SS: That was a big lesson for me. I mean, Goldie Hawn and I did a film afterward [The Banger Sisters] that was about two women who were buddies, but it wasn’t as threatening as Thelma & Louise, for sure. But it’s unusual. I think the breakthrough has not been in film, but in TV. The soap operas always had good parts for women, but now the long TV version of soap operas has good parts for women.
It seems so odd now that it was Ridley Scott who directed Thelma & Louise. Did it even cross your mind at the time that a woman could direct it?

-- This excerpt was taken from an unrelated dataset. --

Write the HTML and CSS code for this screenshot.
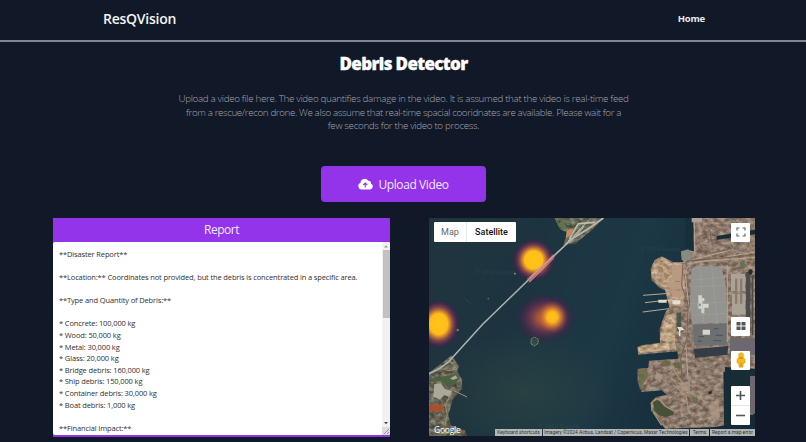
FILE: index.html
```
<!DOCTYPE html>
<html lang="en">
<head>
<meta charset="utf-8">
<title>ResQVision</title>
<link rel="stylesheet" href="styles.css">
</head>
<body>
<header class="nav"><span class="brand">ResQVision</span><a class="home">Home</a></header>
<main>
  <h1>Debris Detector</h1>
  <p class="intro">Upload a video file here. The video quantifies damage in the video. It is assumed that the video is real-time feed<br><span class="tight">from a rescue/recon drone. We also assume that real-time spacial cooridnates are available. Please wait for a</span><br>few seconds for the video to process.</p>
  <button class="upload">
    <svg width="15" height="12" viewBox="0 0 30 24"><path fill="#fff" d="M7 23a7 7 0 0 1-2-13.5A8.5 8.5 0 0 1 20.500 5.500A5 5 0 0 1 26 11.500A6 6 0 0 1 24 23Z"/><path d="M14.500 19v-8M10.500 14l4-4 4 4" fill="none" stroke="#9333ea" stroke-width="2.200"/></svg>
    <span>Upload Video</span>
  </button>
  <div class="panels">
    <section class="report">
      <h2>Report</h2>
      <div class="textbox">
        <div class="text">**Disaster Report**

**Location:** Coordinates not provided, but the debris is concentrated in a specific area.

**Type and Quantity of Debris:**

* Concrete: 100,000 kg
* Wood: 50,000 kg
* Metal: 30,000 kg
* Glass: 20,000 kg
* Bridge debris: 160,000 kg
* Ship debris: 150,000 kg
* Container debris: 30,000 kg
* Boat debris: 1,000 kg

**Financial Impact:**</div>
        <div class="scroll">
          <svg class="arrow" viewBox="0 0 8 8"><path d="M2 5.500 4 3.200 6 5.500Z" fill="#999"/></svg>
          <div class="thumb"></div>
          <svg class="arrow down" viewBox="0 0 8 8"><path d="M2 3 4 5.300 6 3Z" fill="#444"/></svg>
          <svg class="grip" viewBox="0 0 8 8"><path d="M2 7 7 2M5 7 7 5" stroke="#777" stroke-width=".7"/></svg>
        </div>
      </div>
    </section>
    <section class="map">
      <svg class="satellite" viewBox="12 18 978 654" preserveAspectRatio="none">
        <defs>
          <linearGradient id="sea" x1="0" y1="0" x2="1" y2=".25"><stop offset="0" stop-color="#20343e"/><stop offset=".35" stop-color="#1d3440"/><stop offset=".65" stop-color="#1c3845"/><stop offset="1" stop-color="#142a38"/></linearGradient>
          <radialGradient id="murk"><stop offset="0" stop-color="#2d4541" stop-opacity=".7"/><stop offset="1" stop-color="#2d4541" stop-opacity="0"/></radialGradient>
          <radialGradient id="heat"><stop offset="0" stop-color="#ffc518"/><stop offset=".41" stop-color="#ffbd19"/><stop offset=".52" stop-color="#e48b2c" stop-opacity=".9"/><stop offset=".68" stop-color="#9a4650" stop-opacity=".72"/><stop offset=".84" stop-color="#602053" stop-opacity=".45"/><stop offset="1" stop-color="#391848" stop-opacity="0"/></radialGradient>
          <radialGradient id="core"><stop offset="0" stop-color="#ffc518"/><stop offset=".32" stop-color="#fdb71c"/><stop offset=".55" stop-color="#dd8430" stop-opacity=".8"/><stop offset=".78" stop-color="#b45d3e" stop-opacity=".4"/><stop offset="1" stop-color="#903d4a" stop-opacity="0"/></radialGradient>
          <radialGradient id="warm"><stop offset="0" stop-color="#c66837" stop-opacity=".95"/><stop offset=".25" stop-color="#b45b3c" stop-opacity=".9"/><stop offset=".5" stop-color="#80384d" stop-opacity=".75"/><stop offset=".75" stop-color="#592352" stop-opacity=".45"/><stop offset="1" stop-color="#391848" stop-opacity="0"/></radialGradient>
          <filter id="ground" x="0" y="0" width="1" height="1" color-interpolation-filters="sRGB"><feTurbulence type="fractalNoise" baseFrequency=".06 .08" numOctaves="4" seed="8" result="n"/><feColorMatrix in="n" values="1.700 0 0 0 -.3  1.600 .1 0 0 -.36  1.500 .1 0 0 -.35  0 0 0 0 .3"/><feComposite in2="SourceGraphic" operator="in" result="t"/><feMerge><feMergeNode in="SourceGraphic"/><feMergeNode in="t"/></feMerge></filter>
        </defs>
        <path fill="url(#sea)" d="M0 0h1000v700H0z"/>
        <ellipse cx="300" cy="540" rx="280" ry="190" fill="url(#murk)"/>
        <g filter="url(#ground)">
          <path fill="#8c7869" d="M782 18H990V490H985V608H960V510H915V480H895L897 640 870 645 720 650 700 620 680 595 678 572 692 556 725 548 710 535 650 540 638 510 638 470 670 468 672 446 760 440 757 418 640 428 637 406 650 400 705 392 704 350 712 328 722 300 733 285 720 235 705 228 680 205 677 170 688 145 710 133 745 150 775 150 768 125 790 115 807 118 805 45Z"/>
          <path fill="#56634b" d="M388 18H536L500 55 450 95 415 98 428 62 405 52Z"/>
          <path fill="#5a5c4a" d="M12 483 80 430 102 463 97 480 110 500 112 530 84 560 70 610 78 640 120 655 125 672H12Z"/>
          <path fill="#c6a684" d="M681 165 712 135 740 153 772 155 780 220 775 280 735 286 720 230 690 210 680 190Z"/>
          <path fill="#cdb087" d="M640 405 705 393 750 390 755 412 645 422ZM725 310 752 300 750 393 705 385 710 345Z"/>
        </g>
        <path fill="#a08560" d="M700 165h14v14h-14zM715 180l20 10-14 16z"/>
        <path fill="#b89a83" d="M740 158h34v49h-34zM735 210h40v20h-40zM742 237h38v18h-38z"/>
        <path fill="#3d4c48" d="M755 302h14v55h-14z" opacity=".8"/>
        <path fill="#172f3b" d="M782 17H804V108L792 115 783 110Z"/>
        <path fill="none" stroke="#b7a894" stroke-width="3" d="M654 250 733 244M660 272 730 264M653 300 732 290"/>
        <path fill="#e5dfd1" d="M700 263h25v9h-25zM742 265h24v12h-24zM756 345h13l10 8-13 3v16h-4v-17z"/>
        <path fill="#93938f" d="M800 169 815 162 885 163 892 175 903 225 907 333 802 336 794 275Z"/>
        <path fill="#6d7070" d="M803 338 907 334 908 399 808 402Z"/>
        <path fill="#343d47" d="M806 411 910 402 907 428 810 438Z"/>
        <path stroke="#b7a48e" stroke-width="3" fill="none" d="M915 115 802 143 780 180 792 290 782 390 789 500M785 156 990 120M810 150 990 136M907 160V390M809 18V125"/>
        <path stroke="#7a604d" stroke-width="3" fill="none" d="M774 153 770 220 790 280 785 380 767 440 771 510 748 500M820 75 855 55 860 90 910 105M815 102 840 125 902 115M785 147 990 129"/>
        <path fill="#aaa197" d="M800 18h31v13h-31zM918 185h42v52h-42zM921 245h40v63h-40z"/>
        <path fill="#878a82" d="M768 118 790 112 803 127 797 145 770 145z"/>
        <path fill="#8a7b6d" d="M930 200h7v75h-7zM945 200h7v75h-7z"/>
        <path fill="#172d36" d="M875 72 990 53V67L875 83ZM900 465 990 470V495H985L975 605 975 640 897 642Z"/>
        <path fill="#6d6870" d="M915 378H990V430H915ZM975 492H990V605H975Z"/>
        <path fill="#4b4b4c" d="M963 180h13v190h-13zM980 190h5v180h-5z"/>
        <path fill="#d5d5ca" d="M820 250h11v8h7v10h-5v7h18v12h-13v17h-9v-14h-9zM833 353h22v15h-22zM828 275h-10v8h10z"/>
        <path stroke="#abada9" stroke-width="1" d="M800 205 900 195M798 225 903 220M795 275 905 270M800 310 905 304M825 163 836 335M860 163 877 334"/>
        <path stroke="#51575a" stroke-width="4" d="M820 374h18M866 350h14M872 370h22M818 387h12M865 386h25"/>
        <path fill="#475137" d="M684 570 700 562 716 582 746 599 744 609 723 615 701 610 688 597Z"/>
        <path stroke="#a59377" stroke-width="4" fill="none" d="M681 598 679 573 692 560 706 565 722 583 752 600M684 600 710 640M734 456 787 535 842 570M746 520 783 550 790 595"/>
        <path fill="#626a42" opacity=".75" d="M640 475 665 472 669 493 644 533ZM710 448 735 446 738 460 710 464ZM745 454l20-3 3 15-20 3zM800 558l17-5 1 20-12 3z"/>
        <path fill="#b09888" opacity=".7" d="M760 513 795 508 795 535 772 540ZM694 480l20 8-8 22-18-10zM850 580l30-20 5 55-20 14z"/>
        <path fill="#252e25" d="M849 540l10-4 2 8-8 3zM970 175l8-4 6 8-6 11-8-6z"/>
        <path fill="#65734c" d="M944 150l13-5 4 17-14 5zM400 35l16-10 8 22-14 5zM470 34l14-13 9 8-22 18z"/>
        <path fill="#4c6140" d="M13 500 94 487 103 500 87 520 65 520 48 508 13 511Z"/>
        <path fill="#a9a89a" d="M28 517 47 513 59 530 81 537 75 556 58 549 45 563 25 553ZM75 499l17-9 6 9-14 5z"/>
        <path fill="#a5502f" d="M13 582 28 575 39 580 51 575 56 590 46 600 22 596 12 604Z"/>
        <path fill="none" stroke="#9d9475" stroke-width="3" d="M45 465 77 449 96 472 65 476M80 539 61 581 67 607 60 640M85 535 126 555M12 652 47 665 100 660"/>
        <path fill="none" stroke="#a7a397" stroke-width="6" d="M430 87 492 49 535 18M433 80 460 35 510 31M433 92 477 42"/>
        <path fill="none" stroke="#d1d1c8" stroke-width="2" d="M430 87 492 49 535 18M433 80 460 35 510 31M420 97 495 22"/>
        <path fill="#bf8e61" d="M425 57l19-8-2 18-20 11z"/>
        <path fill="none" stroke="#637d80" stroke-width="1.500" opacity=".4" d="M117 257 139 276"/>
        <circle cx="270" cy="185" r="2.500" fill="#99a4a2"/><circle cx="98" cy="354" r="4" fill="#8f888d"/><circle cx="190" cy="260" r="2.500" fill="#557075"/>
        <path fill="#344d3e" stroke="#8d9b77" stroke-width="3" stroke-dasharray="4 2" d="M319 380 329 375 340 381 339 394 329 402 318 396Z"/>
        <ellipse cx="326" cy="144" rx="66" ry="66" fill="url(#heat)"/>
        <ellipse cx="41" cy="336" rx="66" ry="76" fill="url(#heat)"/>
        <ellipse cx="362" cy="318" rx="92" ry="76" fill="url(#warm)"/>
        <ellipse cx="382" cy="315" rx="48" ry="50" fill="url(#core)"/>
        <path fill="none" stroke="#aeb4b0" stroke-width="4.500" d="M12 485Q60 466 90 428L173 337 310 204 432 89"/>
        <path fill="none" stroke="#e17b77" stroke-opacity=".65" stroke-width="10" d="M312 207 387 130"/>
        <path fill="none" stroke="#d6aaa4" stroke-width="2" d="M306 202 382 135 432 89M311 212 387 139"/>
        <g class="watermark"><text x="150" y="187">© 2024 Google</text><text x="645" y="116">© 2024 Google</text><text x="340" y="648">© 2024 Google</text></g>
      </svg>
      <div class="maptype"><span>Map</span><b>Satellite</b></div>
      <div class="controls">
        <div class="control full"><svg width="10" height="10" viewBox="0 0 10 10"><path d="M1 3.500V1H3.500M6.500 1H9V3.500M9 6.500V9H6.500M3.500 9H1V6.500" fill="none" stroke="#666" stroke-width="1.200"/></svg></div>
        <div class="control tiles"><svg width="10" height="8" viewBox="0 0 10 8"><path d="M.5 0h4v3.500h-4zM5.500 0h4v3.500h-4zM.5 4.500h4V8h-4zM5.500 4.500h4V8h-4z" fill="#555"/></svg></div>
        <div class="control person"><svg width="10" height="16" viewBox="0 0 10 16"><path d="M2.500 5.500H7.500L9 7.500V11H7.500L6.800 15.200H3.200L2.500 11H1V7.500Z" fill="#fbb917" stroke="#d88b13" stroke-width=".5"/><circle cx="5" cy="3.300" r="2.500" fill="#fbb917" stroke="#d88b13" stroke-width=".5"/><path d="M3 5.900Q5 7.300 7 5.900M5 11V15" fill="none" stroke="#ca7812" stroke-width=".8"/></svg></div>
        <div class="zooms"><div><svg width="9" height="9" viewBox="0 0 9 9"><path d="M4.500 0V9M0 4.500H9" stroke="#555" stroke-width="1.600"/></svg></div><div><svg width="9" height="9" viewBox="0 0 9 9"><path d="M0 4.500H9" stroke="#555" stroke-width="1.600"/></svg></div></div>
      </div>
      <span class="google">Google</span>
      <div class="credits"><span class="c1">Keyboard shortcuts</span><span class="c2">Imagery ©2024 Airbus, Landsat / Copernicus, Maxar Technologies</span><span class="c3">Terms</span><span class="c4">Report a map error</span></div>
    </section>
  </div>
</main>
</body>
</html>
```
FILE: styles.css
```
* { box-sizing: border-box; }
body { margin: 0; width: 806px; height: 442px; overflow: hidden; background: #111827; color: #fff; font-family: "Open Sans", "Noto Sans", sans-serif; }
svg { display: block; flex: none; }
.nav { height: 42px; border-bottom: 2px solid #80868f; padding: 0 101px 4px 103px; display: flex; align-items: center; justify-content: space-between; }
.brand { font: 600 14px "Open Sans", sans-serif; letter-spacing: -.25px; color: #f3f4f6; }
.home { font: 700 9.5px "Open Sans", sans-serif; color: #e8eaf0; letter-spacing: -.2px; }
main { display: flex; flex-direction: column; align-items: center; }
h1 { margin: 10px 0 0; padding-left: 1px; font: 800 17px/24px "Open Sans", sans-serif; letter-spacing: -.65px; white-space: nowrap; -webkit-text-stroke: .3px #fff; }
.intro { margin: 16px 0 0; padding-left: 1px; font: 300 9.8px/13.6px "Open Sans", sans-serif; color: #a0a6b1; text-align: center; white-space: nowrap; letter-spacing: -.33px; }
.tight { letter-spacing: -.39px; }
.upload { margin-top: 33px; margin-left: 1px; width: 165px; height: 36px; flex: none; border: 0; border-radius: 4px; background: #9333ea; color: #f3e8ff; display: flex; align-items: center; justify-content: center; gap: 5px; font: 400 12px "Open Sans", sans-serif; letter-spacing: -.4px; padding: 1px 0 0; }
.panels { width: 100%; margin-top: 16px; padding-left: 53px; display: flex; gap: 39px; }
.report { width: 337px; height: 219px; background: #9333ea; }
h2 { margin: 0; height: 24px; text-align: center; font: 400 12px/23px "Open Sans", sans-serif; letter-spacing: -.5px; color: #f3e8ff; }
.textbox { height: 193px; display: flex; background: #fff; border-radius: 2px; overflow: hidden; }
.text { flex: 1; padding: 7px 0 0 6px; white-space: pre; color: #303030; font: 400 7.5px/11.6px "Open Sans", sans-serif; letter-spacing: -.135px; }
.scroll { width: 8px; background: #f1f1f1; display: flex; flex-direction: column; }
.arrow, .grip { width: 8px; height: 8px; }
.thumb { height: 68px; margin: 0 .5px; background: #c1c1c1; }
.down { margin-top: auto; }
.grip { background: #ddd; }
.map { position: relative; width: 326px; height: 218px; overflow: hidden; font-family: Roboto, sans-serif; }
.satellite { width: 326px; height: 218px; }
.watermark { font: 18px Roboto, sans-serif; fill: #8aa0a0; opacity: .1; }
.maptype { position: absolute; left: 5px; top: 4px; width: 82px; height: 20px; display: flex; background: #fff; border-radius: 1px; align-items: center; font-size: 9px; color: #666; }
.maptype span { width: 33px; height: 20px; line-height: 20px; text-align: center; border-right: 1px solid #e9e9e9; }
.maptype b { flex: 1; text-align: center; color: #111; font-weight: 500; }
.controls { position: absolute; right: 5px; top: 5px; width: 19px; }
.control { height: 19px; display: flex; align-items: center; justify-content: center; background: #fff; border-radius: 1px; }
.tiles { margin-top: 75px; }
.person { margin-top: 15px; }
.zooms { margin-top: 16px; height: 39px; background: #fff; border-radius: 1px; }
.zooms div { height: 19px; display: flex; align-items: center; justify-content: center; }
.zooms div + div { height: 20px; border-top: 1px solid #e6e6e6; }
.google { position: absolute; left: 5px; bottom: 0; font: 500 8.5px/12px "Open Sans", sans-serif; letter-spacing: -.25px; color: #fff; }
.credits { position: absolute; left: 66px; right: 0; bottom: 0; height: 7px; display: flex; gap: 1px; color: #333; font-size: 4.9px; line-height: 7px; white-space: nowrap; }
.credits span { background: rgba(220,220,215,.78); text-align: center; }
.c1 { width: 47px; }
.c2 { width: 146px; }
.c3 { width: 19px; }
.c4 { flex: 1; }
```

SS: It could have been directed by a woman, but it probably would have been a very small story. The reason [it worked], I believe, is that he was very collaborative with us. A lot was changed and rearranged. And he’s not that concerned about what accent you’re using or this, that and the other thing—he’s somebody that interprets it completely visually. What he did was put it in an incredibly heroic setting, where John Wayne’s films had actually been shot, which I think was really special.
He put it on a massive scale.
SS: Yeah. That made it much more iconic than we would have earned if it were tiny. It wasn’t such a big budget, but I don’t think they would have given a woman a budget. I’ve worked with a lot of women directors, and the films are all tiny budgets. Half of them can’t get released. They don’t get distribution. I mean, that’s the story—that women can have their shot, but that doesn’t mean it’ll go anywhere.
GD: Whenever people start saying things like “women should direct movies about women,” I always say, “Ridley Scott directed Thelma & Louise.” That’s not to say that women shouldn’t direct movies about women, but I don’t think they should be siloed. Women can direct anything; men can direct anything. We just need more—many more—women.